Willie O’Ree, who lives in San Diego, CA, came to Flint in March to participate in the final day of the FICYHP. “We got the treat of our lives having a living legend here in our backyard,” says Phillips. After O’Ree’s visit, Phillip’s wife, Sandy, learned about the Willie O’Ree Community Hero Award. She said to herself, “Wow. That sounds like Rico.” But the deadline for nominations was just six hours away. “Unbeknownst to me, my wife went out on a limb and nominated me,” Phillips shares. A month later, he was shocked when he received an e-mail congratulating him on being a semi-finalist. “My wife, with tears in her eyes, told me, ‘I nominated you.’ I was so touched. Sandy is my closest advisor, my best friend.”
About three weeks later, Phillips received a call from O’Ree, himself, telling him that he was one of three finalists – now, it was time for the public to vote. Four days after voting closed, it was determined that all three finalists would be invited to the 2019 NHL Awards Show in Las Vegas on June 19. “None of us knew who won. It was a secret until the name was called.”
At the awards show, Phillips was on pins and needles waiting for O’Ree to announce the winner. At home, the whole fire department was watching and rooting for him, as well as people from all over. When they announced his name, Phillips was ecstatic. Walking to the stage, he stumbled and almost fell and heard an audible gasp from the audience. “It broke the tension and I could be myself. I asked, ‘How’s that for an entrance?’” Before his speech, he thought about the advice given to him by his 18-year-old daughter: ‘Take a deep breath, breathe and give it all you got!’ “I did just that!” That night, Phillips received 200 congratulatory texts from people all over the world. “It was such a humbling moment,” he says. “No words can describe it.”

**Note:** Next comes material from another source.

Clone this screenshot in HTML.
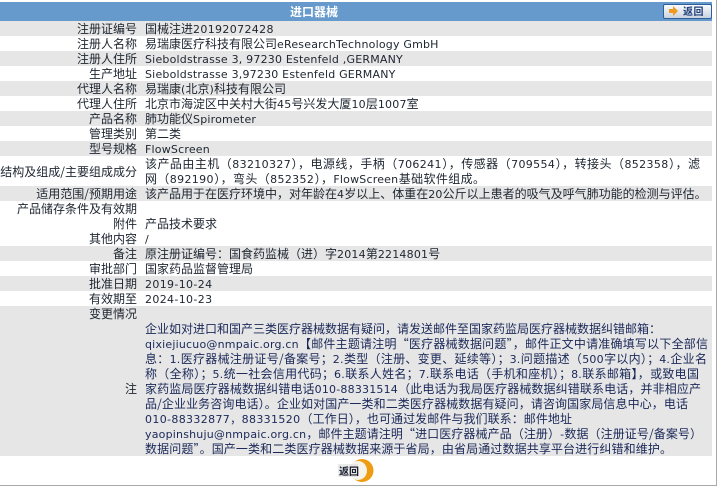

To Phillips, winning the award is about being a beacon of light for Flint and bringing the community together. And there are two very important lessons that Phillips teaches in the program that are not only important for the students to learn, but also a reflection of Flint’s resiliency. “The first lesson I teach them is how to fall down. The second lesson is how to get back up. It’s really a lesson about life. We all fall, but you have to be able to get back up again. The same goes for the city of Flint,” he says. “We are all doing our part to make this community stronger, healthier and more fun.”
Phillips proudly displays his Community Hero Award, a trophy inscribed with these words: teamwork, perseverance, courage. Phillips is a shining example of those words. He is well known in the community and admired for his service work with the fire department, teaching fire safety, attending community events and working with inner-city kids. “I get so many rewards from doing that.”